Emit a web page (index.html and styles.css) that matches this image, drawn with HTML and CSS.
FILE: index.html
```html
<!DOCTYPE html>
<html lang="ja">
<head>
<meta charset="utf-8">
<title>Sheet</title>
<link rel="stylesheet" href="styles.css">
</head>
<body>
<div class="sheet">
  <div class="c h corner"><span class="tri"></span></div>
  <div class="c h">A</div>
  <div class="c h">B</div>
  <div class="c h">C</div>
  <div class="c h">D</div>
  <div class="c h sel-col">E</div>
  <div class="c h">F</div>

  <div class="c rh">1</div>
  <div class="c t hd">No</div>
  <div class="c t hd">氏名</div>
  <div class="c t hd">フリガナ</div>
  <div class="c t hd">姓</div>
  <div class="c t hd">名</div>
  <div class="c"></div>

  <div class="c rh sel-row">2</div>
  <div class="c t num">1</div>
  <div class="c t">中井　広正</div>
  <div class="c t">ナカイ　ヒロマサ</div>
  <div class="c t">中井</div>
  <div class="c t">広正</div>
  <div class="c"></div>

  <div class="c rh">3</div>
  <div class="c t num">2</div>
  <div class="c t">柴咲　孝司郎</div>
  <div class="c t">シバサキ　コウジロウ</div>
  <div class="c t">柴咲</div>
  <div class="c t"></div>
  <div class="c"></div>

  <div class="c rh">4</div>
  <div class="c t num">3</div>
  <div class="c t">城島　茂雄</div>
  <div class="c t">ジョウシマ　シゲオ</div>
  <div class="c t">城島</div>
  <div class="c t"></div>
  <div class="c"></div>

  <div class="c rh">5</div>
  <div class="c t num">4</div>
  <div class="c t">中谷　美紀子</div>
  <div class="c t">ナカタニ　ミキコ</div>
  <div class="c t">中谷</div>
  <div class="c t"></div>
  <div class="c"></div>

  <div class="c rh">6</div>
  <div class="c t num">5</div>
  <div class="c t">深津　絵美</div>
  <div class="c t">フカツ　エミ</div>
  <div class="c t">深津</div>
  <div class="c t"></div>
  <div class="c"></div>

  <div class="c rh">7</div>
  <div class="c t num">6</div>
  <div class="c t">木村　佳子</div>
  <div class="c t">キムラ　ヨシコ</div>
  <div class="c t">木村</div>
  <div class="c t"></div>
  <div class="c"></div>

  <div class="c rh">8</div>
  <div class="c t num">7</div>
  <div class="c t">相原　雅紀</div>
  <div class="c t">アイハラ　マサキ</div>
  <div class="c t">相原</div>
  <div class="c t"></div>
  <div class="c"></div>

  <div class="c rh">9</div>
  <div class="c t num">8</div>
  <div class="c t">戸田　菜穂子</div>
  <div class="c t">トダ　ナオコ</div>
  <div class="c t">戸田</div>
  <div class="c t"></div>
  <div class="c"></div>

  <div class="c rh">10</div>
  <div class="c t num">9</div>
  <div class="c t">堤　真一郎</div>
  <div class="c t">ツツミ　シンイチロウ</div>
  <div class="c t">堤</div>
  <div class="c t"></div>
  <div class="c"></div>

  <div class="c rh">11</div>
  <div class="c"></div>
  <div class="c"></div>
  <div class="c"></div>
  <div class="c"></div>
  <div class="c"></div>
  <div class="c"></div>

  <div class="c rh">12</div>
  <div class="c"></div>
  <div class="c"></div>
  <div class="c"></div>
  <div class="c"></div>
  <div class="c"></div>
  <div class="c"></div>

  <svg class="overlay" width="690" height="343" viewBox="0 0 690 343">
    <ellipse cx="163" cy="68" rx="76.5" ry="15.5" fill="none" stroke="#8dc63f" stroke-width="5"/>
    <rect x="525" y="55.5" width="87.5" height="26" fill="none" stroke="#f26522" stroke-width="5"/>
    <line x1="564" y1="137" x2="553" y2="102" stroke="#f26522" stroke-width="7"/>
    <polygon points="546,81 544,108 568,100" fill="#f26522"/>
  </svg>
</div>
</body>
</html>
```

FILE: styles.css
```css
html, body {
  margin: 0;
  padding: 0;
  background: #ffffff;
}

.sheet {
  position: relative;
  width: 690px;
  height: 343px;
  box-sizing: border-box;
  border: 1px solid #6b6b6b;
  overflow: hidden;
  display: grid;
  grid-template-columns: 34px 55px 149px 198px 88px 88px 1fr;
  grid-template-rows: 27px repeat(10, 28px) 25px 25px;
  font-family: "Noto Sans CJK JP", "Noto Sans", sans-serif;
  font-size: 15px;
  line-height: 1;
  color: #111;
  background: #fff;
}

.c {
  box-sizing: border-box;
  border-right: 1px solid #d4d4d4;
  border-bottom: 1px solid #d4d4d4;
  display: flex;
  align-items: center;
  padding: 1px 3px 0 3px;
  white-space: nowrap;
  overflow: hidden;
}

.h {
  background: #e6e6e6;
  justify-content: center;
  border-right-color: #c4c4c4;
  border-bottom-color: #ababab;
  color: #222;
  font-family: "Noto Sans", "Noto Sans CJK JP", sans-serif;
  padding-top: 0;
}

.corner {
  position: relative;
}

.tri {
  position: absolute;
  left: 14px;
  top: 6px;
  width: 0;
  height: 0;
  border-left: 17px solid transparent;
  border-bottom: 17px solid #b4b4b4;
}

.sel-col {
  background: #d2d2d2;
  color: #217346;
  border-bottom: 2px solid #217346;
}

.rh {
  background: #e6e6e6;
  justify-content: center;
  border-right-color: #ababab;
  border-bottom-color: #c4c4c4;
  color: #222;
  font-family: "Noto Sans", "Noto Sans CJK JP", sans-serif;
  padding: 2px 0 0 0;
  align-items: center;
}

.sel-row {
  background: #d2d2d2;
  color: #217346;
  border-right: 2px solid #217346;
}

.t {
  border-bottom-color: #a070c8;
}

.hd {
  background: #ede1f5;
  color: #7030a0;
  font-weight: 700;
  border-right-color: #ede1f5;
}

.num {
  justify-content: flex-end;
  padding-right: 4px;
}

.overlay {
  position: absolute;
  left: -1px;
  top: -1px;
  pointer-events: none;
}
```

==

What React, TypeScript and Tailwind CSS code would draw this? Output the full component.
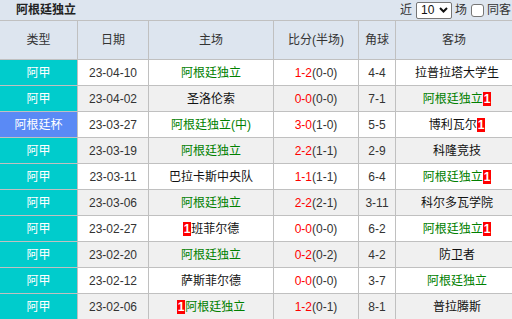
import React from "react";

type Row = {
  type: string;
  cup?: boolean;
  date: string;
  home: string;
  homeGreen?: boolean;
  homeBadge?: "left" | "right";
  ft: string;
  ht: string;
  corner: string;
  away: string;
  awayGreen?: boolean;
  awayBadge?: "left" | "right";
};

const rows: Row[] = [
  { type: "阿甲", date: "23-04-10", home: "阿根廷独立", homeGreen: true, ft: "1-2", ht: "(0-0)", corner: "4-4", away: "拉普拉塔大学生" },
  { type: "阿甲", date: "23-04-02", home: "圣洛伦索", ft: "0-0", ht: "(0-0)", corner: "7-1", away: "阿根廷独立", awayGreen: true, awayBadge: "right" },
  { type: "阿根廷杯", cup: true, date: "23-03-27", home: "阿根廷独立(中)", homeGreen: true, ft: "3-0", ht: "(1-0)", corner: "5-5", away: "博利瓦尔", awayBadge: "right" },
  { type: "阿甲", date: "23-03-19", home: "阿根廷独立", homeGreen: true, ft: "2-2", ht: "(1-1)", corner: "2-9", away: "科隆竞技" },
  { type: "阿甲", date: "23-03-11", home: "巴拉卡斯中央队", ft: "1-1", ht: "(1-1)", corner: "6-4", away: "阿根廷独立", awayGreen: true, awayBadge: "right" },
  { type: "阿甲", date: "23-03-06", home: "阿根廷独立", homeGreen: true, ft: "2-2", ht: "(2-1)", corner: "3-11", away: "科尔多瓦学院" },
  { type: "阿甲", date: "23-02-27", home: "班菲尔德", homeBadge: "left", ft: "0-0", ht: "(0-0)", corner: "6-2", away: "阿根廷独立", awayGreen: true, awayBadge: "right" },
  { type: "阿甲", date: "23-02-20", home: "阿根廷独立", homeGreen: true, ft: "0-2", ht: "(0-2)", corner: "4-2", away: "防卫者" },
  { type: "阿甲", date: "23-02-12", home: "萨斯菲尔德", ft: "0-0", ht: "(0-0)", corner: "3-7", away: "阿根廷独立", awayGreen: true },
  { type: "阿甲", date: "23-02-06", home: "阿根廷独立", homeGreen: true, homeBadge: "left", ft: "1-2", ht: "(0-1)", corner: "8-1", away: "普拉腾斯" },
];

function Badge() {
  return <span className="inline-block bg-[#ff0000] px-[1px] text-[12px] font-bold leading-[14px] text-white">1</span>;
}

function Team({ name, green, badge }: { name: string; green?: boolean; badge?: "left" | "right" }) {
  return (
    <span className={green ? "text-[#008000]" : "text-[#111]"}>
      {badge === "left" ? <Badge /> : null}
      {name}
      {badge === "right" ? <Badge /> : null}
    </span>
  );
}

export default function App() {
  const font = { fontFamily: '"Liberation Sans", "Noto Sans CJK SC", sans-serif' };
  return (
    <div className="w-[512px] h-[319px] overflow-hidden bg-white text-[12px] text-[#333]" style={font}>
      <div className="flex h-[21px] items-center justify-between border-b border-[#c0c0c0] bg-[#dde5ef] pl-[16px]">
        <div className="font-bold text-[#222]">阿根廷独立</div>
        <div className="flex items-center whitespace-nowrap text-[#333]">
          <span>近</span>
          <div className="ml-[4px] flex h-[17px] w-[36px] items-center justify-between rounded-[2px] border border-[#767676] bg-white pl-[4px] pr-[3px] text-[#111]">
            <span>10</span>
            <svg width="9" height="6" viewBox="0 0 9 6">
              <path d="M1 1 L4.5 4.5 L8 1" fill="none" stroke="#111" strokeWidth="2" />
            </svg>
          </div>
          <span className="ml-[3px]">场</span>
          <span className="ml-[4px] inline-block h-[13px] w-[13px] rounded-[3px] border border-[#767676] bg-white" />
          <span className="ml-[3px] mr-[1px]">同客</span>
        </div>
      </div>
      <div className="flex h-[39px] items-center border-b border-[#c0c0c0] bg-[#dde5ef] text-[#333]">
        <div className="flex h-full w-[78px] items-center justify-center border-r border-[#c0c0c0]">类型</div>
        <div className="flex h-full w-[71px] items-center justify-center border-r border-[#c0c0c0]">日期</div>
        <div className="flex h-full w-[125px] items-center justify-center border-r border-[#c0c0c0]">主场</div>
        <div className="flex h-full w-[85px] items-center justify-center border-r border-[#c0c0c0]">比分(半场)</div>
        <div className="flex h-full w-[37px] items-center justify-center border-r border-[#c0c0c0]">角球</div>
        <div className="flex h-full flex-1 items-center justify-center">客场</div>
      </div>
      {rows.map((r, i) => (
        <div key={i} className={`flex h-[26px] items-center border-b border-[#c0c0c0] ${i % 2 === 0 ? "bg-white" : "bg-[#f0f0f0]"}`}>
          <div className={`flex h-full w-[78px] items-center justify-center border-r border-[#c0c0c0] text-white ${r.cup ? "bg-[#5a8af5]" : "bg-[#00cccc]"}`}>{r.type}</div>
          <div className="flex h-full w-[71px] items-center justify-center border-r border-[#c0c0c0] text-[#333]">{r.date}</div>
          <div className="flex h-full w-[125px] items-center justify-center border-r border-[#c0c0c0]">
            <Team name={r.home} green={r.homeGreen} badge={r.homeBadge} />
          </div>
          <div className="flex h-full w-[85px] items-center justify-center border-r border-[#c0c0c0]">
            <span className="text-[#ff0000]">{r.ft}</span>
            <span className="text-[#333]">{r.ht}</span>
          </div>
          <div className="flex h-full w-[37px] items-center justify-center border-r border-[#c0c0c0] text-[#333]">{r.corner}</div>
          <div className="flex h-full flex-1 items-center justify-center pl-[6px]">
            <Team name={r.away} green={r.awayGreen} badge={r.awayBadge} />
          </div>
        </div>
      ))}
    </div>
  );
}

- [Directions]: Find the lines with the string "index" and reproduce them.

- [Answer to this problem]:
Emit a web page (index.html and styles.css) that matches this image, drawn with HTML and CSS.
FILE: index.html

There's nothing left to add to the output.